The Retrofit Work and Structural Enhancements have not yet begun at either of
the properties.  With respect to Prell Gardens, in October of 1995, the City of
Los Angeles finalized the criteria it uses in determining the extent of
structural enhancements required at buildings of the same type, construction
and age as Prell Gardens.  In accordance with city ordinances, the General
Partner prepared plans outlining the work proposed for Prell Gardens and
submitted them to the City of Los Angeles for approval in December 1995.  The
City has recently approved the Partnership's plans and granted the Partnership
the necessary permits to begin work.  Work will commence at Prell Gardens in
mid-April 1996.  The Partnership's contractor has estimated that the cost of
the work will be approximately $1.4 million and require 15 to 20 months to
complete.

Plans pertaining to the repairs at Ocean House have been prepared, however they
have not been submitted to the City of Santa Monica, where the property is
located.  In June 1994, the City of Santa Monica enacted a new building
ordinance specific to damage caused by the earthquake.  However, due to
pressure from numerous other Santa Monica property owners, the City is
currently considering a possible revision of this new ordinance.  The
Partnership's construction plans, estimated to cost approximately $3.4 million,
have been prepared in accordance with the new ordinance.  The possible revision
being considered by the City of Santa Monica could reduce the scope and final
cost of the work.  Therefore, the Partnership is waiting for the City of Santa
Monica to issue its final ruling on the new ordinance.  At this time, it is
uncertain when the City of Santa Monica will make its final decision.

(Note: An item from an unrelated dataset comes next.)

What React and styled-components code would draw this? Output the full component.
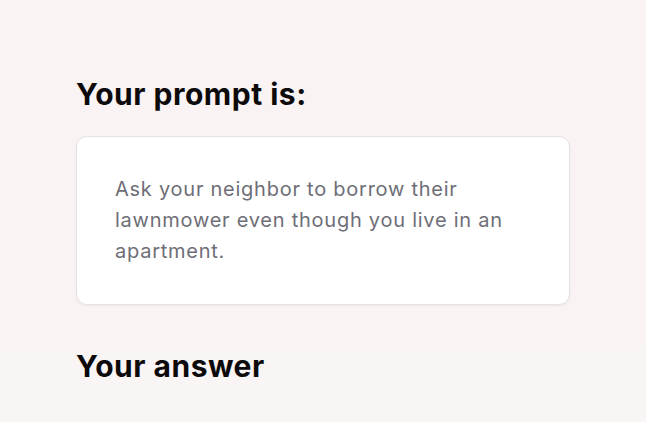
import React from 'react';
import styled, { createGlobalStyle } from 'styled-components';

const GlobalStyle = createGlobalStyle`
  html, body {
    margin: 0;
    padding: 0;
    background: #f9f3f3;
  }

  body {
    font-family: Inter, "Noto Sans", sans-serif;
    -webkit-font-smoothing: antialiased;
  }
`;

export default function App() {
  return (
    <>
      <GlobalStyle />
      <Page>
        {/* PROMPT */}
        <Section>
          <Heading>Your prompt is:</Heading>
          <PromptCard>
            <PromptText>
              Ask your neighbor to borrow their lawnmower even though you live in an apartment.
            </PromptText>
          </PromptCard>
        </Section>

        {/* ANSWER */}
        <Section variant="answer">
          <Heading>Your answer</Heading>
        </Section>
      </Page>
    </>
  );
}

const Page = styled.div`
  width: 646px;
  height: 422px;
  overflow: hidden;
  display: flex;
  flex-direction: column;
`;

const Section = styled.section`
  display: flex;
  flex-direction: column;
  gap: 24px;
  padding: ${(props) => (props.variant === 'answer' ? '2px 76px 40px' : '76px 76px 41px')};
  background: ${(props) => (props.variant === 'answer' ? '#faf5f5' : '#f9f3f3')};
  flex: ${(props) => (props.variant === 'answer' ? '1' : 'none')};
`;

const Heading = styled.h2`
  margin: 0;
  font-size: 30px;
  line-height: 36px;
  font-weight: 700;
  color: #0c0a0b;
  letter-spacing: 0.5px;
`;

const PromptCard = styled.div`
  width: 494px;
  box-sizing: border-box;
  padding: 37px 38px;
  background: #ffffff;
  border: 1.5px solid #e6e3e6;
  border-radius: 11px;
  box-shadow: 0 1px 3px rgba(0, 0, 0, 0.05);
`;

const PromptText = styled.p`
  margin: 0;
  font-size: 20px;
  line-height: 31px;
  color: #6e6e77;
  letter-spacing: 0.75px;
`;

The General Partner has been aggressively pursuing reimbursement from the
insurance carrier for any additional repair costs, less the deductible, under
the Partnership's insurance policy, however the insurance carrier has
preliminarily indicated that it will not reimburse the Partnership for the cost
of these additional improvements.  The General Partner believes that per the
terms of the insurance policy, the insurance carrier should cover these costs,
and on September 15, 1995, litigation was initiated in Los Angeles Superior
Court against the insurance carrier and the Partnership's insurance broker.
Attorneys for all parties are currently taking depositions.  If insurance
coverage is not available for any reason, the General Partner believes there
are adequate Partnership reserves to fund the required repairs, however any
funding could adversely impact the Partnership's cash position and its ability
to pay future cash distributions.

During November 1995, the insurance carrier determined that the damage
sustained at the Prell Gardens Property was in excess of the applicable
$250,000 deductible, leaving a net claim of $28,531 which was paid to the
Partnership and applied against building basis.  The net claim of $28,531
represents the undisputed amount under this claim, notwithstanding the separate
claims relating to the structural improvements required at the property.  The
insurance carrier determined for the Ocean House Property that the damage
sustained was less than the applicable deductible of $500,000.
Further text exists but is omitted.